A great opportunity is to expand from the exhibitions and forums to include and introduce a formal curriculum, teaching the history of Haiti through the arts, artists, storytellers, writers, and performers. Having a structured curriculum will allow for the next generation Haitians/Haitian Americans, other cultures to learn and carry the past, present, and hopefully future traditions. But to begin, I suggest a multi-generational roundtable discussion to open the dialogue and start a conversation where everyone feels like an equal at the table.

“It may be illuminating to take a look at what—and who—has come before us, for looking backward helps us focus our thinking about our future." (Clayton Lord, Arts & America: 1780–2015, p. 32)

A multi-generational roundtable discussion can be a meaningful highlight of the needs and wants for this community and help fill in the gaps with younger members. It will help to further the discussion on what it means to be Haitian born, Haitian American, and second-generation artist because everyone has the chance to participate in the conversation.

 

 

Learning Trajectory

 
 
Image produced from assignment question.

Image produced from assignment question.

Learning Moment 1. - Putting together a PhotoVoice for Elevated Thought

Visiting Elevated Thought was a great experience. Seeing the work and the students in action provided a reality that couldn't be captured in another format. What was significant about this community was the activism movement through the arts, how the leaders were the students, and that with the right guidance and motivation, their voice had a platform to "elevate" their situation.

Using the photovoice to document my reflection of this experience created a more impactful process, and using my design experience allowed me to highlight the many aspects of this community.


Learning Moment 2. - The Interviews for the HAAM Research Paper

Having the experience of hearing the stories, formulating questions, and assessing a community allowed me to discover something new about myself. My original idea was to explore the arts in Attleboro. However, the team-building exercise about remembering a positive experience with a community changed my trajectory and inspired me to focus on Haitian artist instead. As I was doing the research lead me to find one nugget that unfolded so much more. If I had not found Mimi, I wouldn't have learned so much about HAAM, the artist individually or that a few of the artist live right here in Attleboro.


Learning Moment 3. - Stakeholder Letter

Migration and a multi-generational lens were essential to me throughout this research exploration. The stakeholder letter became another learning moment for me.
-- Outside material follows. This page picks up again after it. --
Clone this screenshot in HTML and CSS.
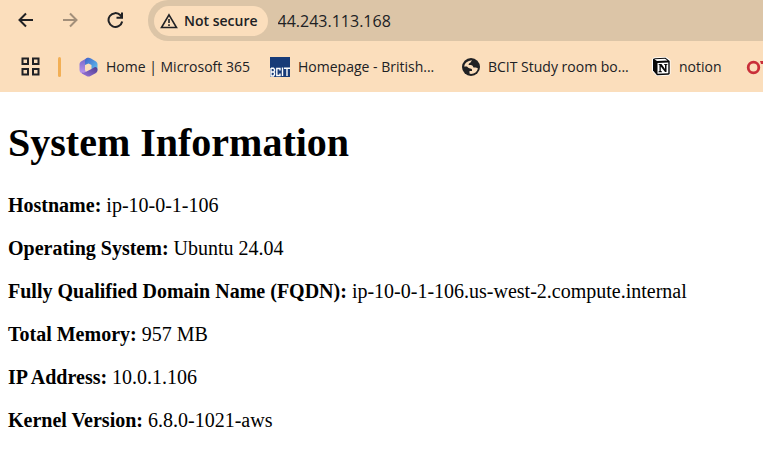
FILE: index.html
```html
<!DOCTYPE html>
<html lang="en">
<head>
<meta charset="utf-8">
<title>System Information</title>
<link rel="stylesheet" href="styles.css">
</head>
<body>
<header class="browser">
  <div class="toolbar">
    <button class="nav" type="button" aria-label="Back">
      <svg width="18" height="18" viewBox="0 0 18 18"><path d="M16 9H3M9 2.500L2.500 9L9 15.500"/></svg>
    </button>
    <button class="nav nav-off" type="button" aria-label="Forward" disabled>
      <svg width="18" height="18" viewBox="0 0 18 18"><path d="M1 9H14M8 2.500L14.500 9L8 15.500"/></svg>
    </button>
    <button class="nav" type="button" aria-label="Reload">
      <svg width="18" height="18" viewBox="0 0 18 18"><path d="M15.200 10.500A6.900 6.900 0 1 1 13.500 4.300L15 6M15 1.500V6.700H9.500"/></svg>
    </button>
    <div class="omnibox">
      <button class="security" type="button">
        <svg width="18" height="16" viewBox="0 0 18 16"><path d="M9 1.800L16.500 14.500H1.500Z"/><path d="M9 6V10M9 11.200V13"/></svg>
        <span>Not secure</span>
      </button>
      <input class="address" type="text" aria-label="Address" value="44.243.113.168">
    </div>
  </div>
  <nav class="bookmarks" aria-label="Bookmarks">
    <button class="apps" type="button" aria-label="Apps">
      <svg width="19" height="19" viewBox="0 0 19 19"><path d="M1.500 1.500H7V7H1.500ZM12 1.500H17.500V7H12ZM1.500 12H7V17.500H1.500ZM12 12H17.500V17.500H12Z"/></svg>
    </button>
    <span class="divider"></span>
    <a class="bookmark" href="#">
      <svg width="19" height="20" viewBox="0 0 19 20">
        <defs>
          <linearGradient id="top" x1="0" y1="0" x2="1" y2="1"><stop offset="0" stop-color="#3f62c8"/><stop offset="1" stop-color="#62c8f2"/></linearGradient>
          <linearGradient id="left" x1="0" y1="0" x2="0" y2="1"><stop offset="0" stop-color="#7165c6"/><stop offset="1" stop-color="#c39af0"/></linearGradient>
          <linearGradient id="low" x1="0" y1="1" x2="1" y2="0"><stop offset="0" stop-color="#9a75d8"/><stop offset="1" stop-color="#4c3b91"/></linearGradient>
        </defs>
        <path fill="url(#left)" d="M9 .5L2 4.500Q.5 5.500 .5 7V13Q.5 15 2 16L6 18Q8 18 7 15L6 13V7L11 4Z"/>
        <path fill="url(#top)" d="M7 1.500Q9.500 0 12 1.500L17 4.500Q18.500 5.500 18.500 7V13Q18 16 15 14L12.500 12V8L9.500 6.500L6 8V4Q6 2.500 7 1.500Z"/>
        <path fill="url(#low)" d="M3 15.500Q6 16 7.500 14.500L12.500 12L16 10Q18.500 10 18.500 13Q18.500 15 17 16L11.500 19Q9.500 20 7.500 19L3 16.500Z"/>
      </svg>
      <span class="label-long">Home | Microsoft 365</span>
    </a>
    <a class="bookmark" href="#">
      <svg width="20" height="20" viewBox="0 0 20 20"><path fill="#183b78" d="M0 0H20V20H0Z"/><path fill="none" stroke="#fff" stroke-width="1.400" d="M1 11V19H3.500L4.500 17.500V16L3.500 15L4.500 14V12.500L3.500 11.200H1M3.500 15H1M10 13.500V11.500H6.800V18.500H10V16.500M12.500 10.500V19M14 11.200H20M17 11V19"/></svg>
      <span class="label-long">Homepage - British...</span>
    </a>
    <a class="bookmark" href="#">
      <svg width="18" height="18" viewBox="0 0 18 18"><circle cx="9" cy="9" r="9" fill="#202124"/><path fill="#fbdebc" d="M10 2.200L8.500 4.500Q6.500 5 6.500 7H9Q11 7 11.500 9.500H14L16 10.500Q14.500 15.500 9 16L7.500 15.500V13H10V11.500Q9.500 10.500 8 10.500Q6 10 5 8.500H2.100Q3 3 10 2.200Z"/></svg>
      <span class="label-long">BCIT Study room bo...</span>
    </a>
    <a class="bookmark" href="#">
      <svg width="19" height="19" viewBox="0 0 19 19"><path fill="#fff" d="M0 2L2 .5L14 0L18.500 3V17L17 18.500L5 19L0 14Z"/><path fill="#080808" d="M1 2L3 1.300L13.500 .8L17.700 4V17L16.500 17.700L5 18.200L1 13.500Z"/><path fill="#fff" d="M2.500 2.300L13 1.800L15.500 3.600L5 4.100ZM5.500 6L16.300 5.400V16.200L5.500 16.800Z"/><path fill="#080808" d="M6.500 7H9.500L13 12V8L12 7.500V7H15.500V7.500L14.500 8V15H13L8.800 9.500V14L10 14.500V15.200H6.500V14.500L7.500 14V8L6.500 7.500Z"/></svg>
      <span>notion</span>
    </a>
    <a class="bookmark" href="#" aria-label="Next bookmark">
      <svg width="24" height="18" viewBox="0 0 24 18"><circle cx="11.500" cy="9.500" r="5.300" fill="none" stroke="#c92f39" stroke-width="2.800"/><path fill="#c92f39" d="M18 3H24V6H19Z"/></svg>
    </a>
  </nav>
</header>
<main class="page">
  <h1>System Information</h1>
  <p><strong>Hostname:</strong> ip-10-0-1-106</p>
  <p><strong>Operating System:</strong> Ubuntu 24.04</p>
  <p><strong>Fully Qualified Domain Name (FQDN):</strong> ip-10-0-1-106.us-west-2.compute.internal</p>
  <p><strong>Total Memory:</strong> 957 MB</p>
  <p><strong>IP Address:</strong> 10.0.1.106</p>
  <p><strong>Kernel Version:</strong> 6.8.0-1021-aws</p>
</main>
</body>
</html>
```
FILE: styles.css
```css
* {
  box-sizing: border-box;
}

body {
  margin: 0;
  background: #fff;
  color: #000;
  font-family: "Liberation Serif", serif;
  font-size: 20px;
  line-height: 23px;
}

button,
input {
  margin: 0;
  padding: 0;
  border: 0;
  background: none;
  color: inherit;
  font: inherit;
}

svg {
  display: block;
  flex: none;
}

.browser {
  overflow: hidden;
  background: #fbdebc;
  color: #202124;
  font-family: "Open Sans", sans-serif;
  font-size: 14px;
  line-height: 20px;
}

.toolbar {
  display: flex;
  align-items: flex-start;
  padding-left: 17px;
}

.nav {
  flex: none;
  width: 18px;
  height: 39px;
  margin-right: 27px;
}

.nav svg,
.security svg,
.apps svg {
  fill: none;
  stroke: #202124;
  stroke-width: 2;
}

.nav-off svg {
  stroke: #a28f7a;
}

.omnibox {
  display: flex;
  flex: 1;
  align-items: center;
  height: 41px;
  margin-left: -4px;
  padding-left: 6px;
  border-radius: 20px 0 0 20px;
  background: #dcc5a7;
}

.security {
  display: flex;
  flex: none;
  align-items: center;
  gap: 6px;
  height: 30px;
  padding: 0 10px 0 6px;
  border-radius: 15px;
  background: #fbdebc;
  font-weight: 600;
}

.security svg {
  stroke-width: 1.6;
}

.address {
  flex: 1;
  min-width: 0;
  margin-left: 10px;
  font-size: 16px;
}

.bookmarks {
  display: flex;
  align-items: center;
  height: 51px;
  padding-left: 21px;
}

.apps {
  flex: none;
}

.divider {
  flex: none;
  width: 3px;
  height: 20px;
  margin: 0 18px;
  border-radius: 2px;
  background: #f2af55;
}

.bookmark {
  display: flex;
  flex: none;
  align-items: center;
  gap: 8px;
  margin-right: 20px;
  color: inherit;
  text-decoration: none;
  white-space: nowrap;
}

.label-long {
  min-width: 144px;
}

.page {
  padding: 0 8px;
}

h1 {
  margin: 28px 0;
  font-size: 40px;
  line-height: 46px;
}

p {
  margin: 0 0 20px;
}
```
It provided me the opportunity to suggest a low hanging fruit solution to sure up the missing voices in this community. Creating a multi-generational roundtable discussion will get the ball rolling in addressing the gaps in HAAM.


Connections

Created by Nadege Tessono | I AM

Created by Nadege Tessono | I AM

Overall, with the discussions we have had, the interviews with HAAM, and my interest in migration, I'm discovering that the links in my research and the experience at Elevated Thought are leading me in the right direction. I want to explore more about how Elevated Thought uses photography, design, videography and fine art to address the needs of the youth and further assess HAAM and their connections to roots, origin, pride, and art as a tool for healing with adults. Both organizations use their art form as a form of activism while educating the masses. Although I know I'm not interested in working in the schools, this experience is a great starting point as I further my studies at Lesley.